Elsewhere, Indonesia’s rupiah climbed as the nation’s central bank said it will provide room for the currency to keep strengthening in line with market mechanisms. Oil recovered some of its losses after an unexpectedly large increase in US crude inventories spurred declines Wednesday.

Coming Up

Trump and Chinese President Xi Jinping plan to meet at the G-20 meeting of world leaders in Argentina that kicks off on Friday. Thursday sees the release of the minutes from the Federal Open Market Committee’s November meeting.

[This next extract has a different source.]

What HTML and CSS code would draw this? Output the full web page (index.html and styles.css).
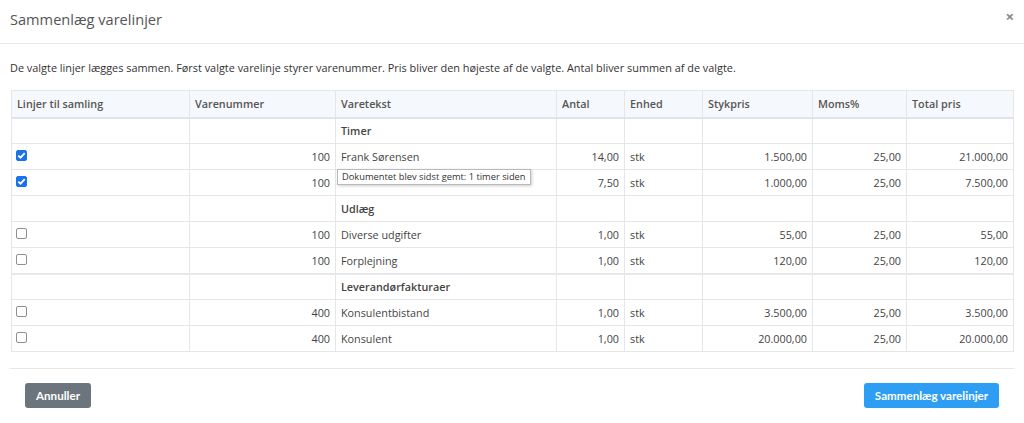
FILE: index.html
```html
<!DOCTYPE html>
<html lang="da">
<head>
<meta charset="utf-8">
<title>Sammenlæg varelinjer</title>
<link rel="stylesheet" href="styles.css">
</head>
<body>
<div class="modal">
  <div class="modal-header">
    <h1 class="modal-title">Sammenlæg varelinjer</h1>
    <span class="close">×</span>
  </div>
  <div class="modal-body">
    <p class="desc">De valgte linjer lægges sammen. Først valgte varelinje styrer varenummer. Pris bliver den højeste af de valgte. Antal bliver summen af de valgte.</p>
    <table class="grid">
      <colgroup>
        <col class="c1"><col class="c2"><col class="c3"><col class="c4"><col class="c5"><col class="c6"><col class="c7"><col class="c8">
      </colgroup>
      <thead>
        <tr><th>Linjer til samling</th><th>Varenummer</th><th>Varetekst</th><th>Antal</th><th>Enhed</th><th>Stykpris</th><th>Moms%</th><th>Total pris</th></tr>
      </thead>
      <tbody>
        <tr class="group"><td></td><td></td><td>Timer</td><td></td><td></td><td></td><td></td><td></td></tr>
        <tr><td class="chk"><span class="cb on"></span></td><td class="num">100</td><td>Frank Sørensen</td><td class="num">14,00</td><td>stk</td><td class="num">1.500,00</td><td class="num">25,00</td><td class="num">21.000,00</td></tr>
        <tr><td class="chk"><span class="cb on"></span></td><td class="num">100</td><td class="tipcell"><span class="tip">Dokumentet blev sidst gemt: 1 timer siden</span></td><td class="num">7,50</td><td>stk</td><td class="num">1.000,00</td><td class="num">25,00</td><td class="num">7.500,00</td></tr>
        <tr class="group"><td></td><td></td><td>Udlæg</td><td></td><td></td><td></td><td></td><td></td></tr>
        <tr><td class="chk"><span class="cb"></span></td><td class="num">100</td><td>Diverse udgifter</td><td class="num">1,00</td><td>stk</td><td class="num">55,00</td><td class="num">25,00</td><td class="num">55,00</td></tr>
        <tr><td class="chk"><span class="cb"></span></td><td class="num">100</td><td>Forplejning</td><td class="num">1,00</td><td>stk</td><td class="num">120,00</td><td class="num">25,00</td><td class="num">120,00</td></tr>
        <tr class="group sep"><td></td><td></td><td>Leverandørfakturaer</td><td></td><td></td><td></td><td></td><td></td></tr>
        <tr><td class="chk"><span class="cb"></span></td><td class="num">400</td><td>Konsulentbistand</td><td class="num">1,00</td><td>stk</td><td class="num">3.500,00</td><td class="num">25,00</td><td class="num">3.500,00</td></tr>
        <tr><td class="chk"><span class="cb"></span></td><td class="num">400</td><td>Konsulent</td><td class="num">1,00</td><td>stk</td><td class="num">20.000,00</td><td class="num">25,00</td><td class="num">20.000,00</td></tr>
      </tbody>
    </table>
  </div>
  <div class="modal-footer">
    <button class="btn btn-gray">Annuller</button>
    <button class="btn btn-blue">Sammenlæg varelinjer</button>
  </div>
</div>
</body>
</html>
```
FILE: styles.css
```css
* { box-sizing: border-box; }
html, body { margin: 0; padding: 0; background: #fff; }
body {
  font-family: "Open Sans", "Liberation Sans", sans-serif;
  color: #333;
  width: 1024px;
  height: 423px;
  overflow: hidden;
}
.modal { width: 1024px; }
.modal-header {
  height: 44px;
  display: flex;
  align-items: center;
  justify-content: space-between;
  padding: 0 10px 6px 10px;
  border-bottom: 1px solid #e8e8e8;
}
.modal-title {
  margin: 0;
  font-size: 14.6px;
  font-weight: 400;
  color: #555;
}
.close {
  font-size: 15px;
  color: #888;
  font-weight: 700;
  margin-right: 0;
  margin-top: -6px;
}
.modal-body { padding: 0 11px 0 11px; }
.desc {
  margin: 16px 0 0 -1px;
  font-size: 10.9px;
  line-height: 16px;
  color: #333;
}
.grid {
  margin-top: 14px;
  width: 1002px;
  table-layout: fixed;
  border-collapse: collapse;
  font-size: 10.8px;
  color: #444;
}
.c1 { width: 178px; } .c2 { width: 146px; } .c3 { width: 221px; } .c4 { width: 68px; }
.c5 { width: 78px; } .c6 { width: 110px; } .c7 { width: 94px; } .c8 { width: 107px; }
.grid th, .grid td {
  border: 1px solid #e4e7ea;
  padding: 0 5px;
  height: 26px;
  white-space: nowrap;
  text-align: left;
  vertical-align: middle;
}
.grid th {
  height: 27px;
  background: #f5f8fc;
  font-weight: 600;
  color: #555;
  border-bottom: 2px solid #e0e4e8;
}
.grid td.num { text-align: right; padding-right: 5px; }
.grid tr.group td { font-weight: 600; color: #444; }
.grid tr.sep td { border-top: 2px solid #e6e8eb; }
.grid td.chk { vertical-align: top; padding-top: 6px; }
.cb {
  display: block;
  width: 11px;
  height: 11px;
  border: 1px solid #8f8f8f;
  border-radius: 2px;
  background: #fff;
  margin-left: -1px;
}
.cb.on {
  border-color: #1a73e8;
  background: #1a73e8 url("data:image/svg+xml,%3Csvg xmlns='http://www.w3.org/2000/svg' viewBox='0 0 11 11'%3E%3Cpath d='M2.3 5.6 L4.5 7.7 L8.7 3.2' fill='none' stroke='white' stroke-width='1.8'/%3E%3C/svg%3E") center/11px 11px no-repeat;
}
.tipcell { position: relative; }
.tip {
  position: absolute;
  left: 1px;
  top: -1px;
  height: 16px;
  padding: 0 4px;
  line-height: 14px;
  font-size: 9.3px;
  color: #333;
  background: #fff;
  border: 1px solid #b9b9b9;
  box-shadow: 1px 1px 3px rgba(0,0,0,0.2);
  white-space: nowrap;
}
.modal-footer {
  margin: 16px 10px 0 10px;
  border-top: 1px solid #e6e6e6;
  padding: 14px 15px 0 15px;
  display: flex;
  justify-content: space-between;
}
.btn {
  font-family: Lato, "Open Sans", sans-serif;
  font-size: 11.6px;
  font-weight: 700;
  height: 25px;
  border: none;
  border-radius: 3px;
  color: #fff;
  padding: 0;
  white-space: nowrap;
  cursor: pointer;
}
.btn-gray { background: #6c757d; width: 66px; }
.btn-blue { background: #2e9df4; width: 135px; }
```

These are the main moves in markets:

Stocks

Japan’s Topix index climbed 0.4% at the 15:00 close in Tokyo. South Korea’s Kospi index rose 0.1%. Hong Kong’s Hang Seng Index fell 0.7%. The Shanghai Composite Index lost 0.7%. Australia’s S&P/ASX 200 Index advanced 0.6%. Futures on the S&P 500 fell 0.2%, which gained 2.3% on Wednesday and the Nasdaq 100 rose 3.2%. FTSE 100 Index futures were up 0.5%. The MSCI Asia Pacific Index rose 0.8%.

Currencies

The yen added 0.4% to 113.22/$. The offshore yuan was steady at 6.9326/$. The Bloomberg Dollar Spot Index declined 0.2%. The euro bought $1.1390, up 0.2%. The British pound rose 0.2% to $1.2844.

Bonds

The yield on 10-year Treasuries dipped five basis points to 3.01%. Australia’s 10-year bond yield slid two basis points to 2.60%.

Commodities

West Texas Intermediate crude gained 0.5% to $50.54 a barrel. Gold rose 0.4% to $1,225.96 an ounce.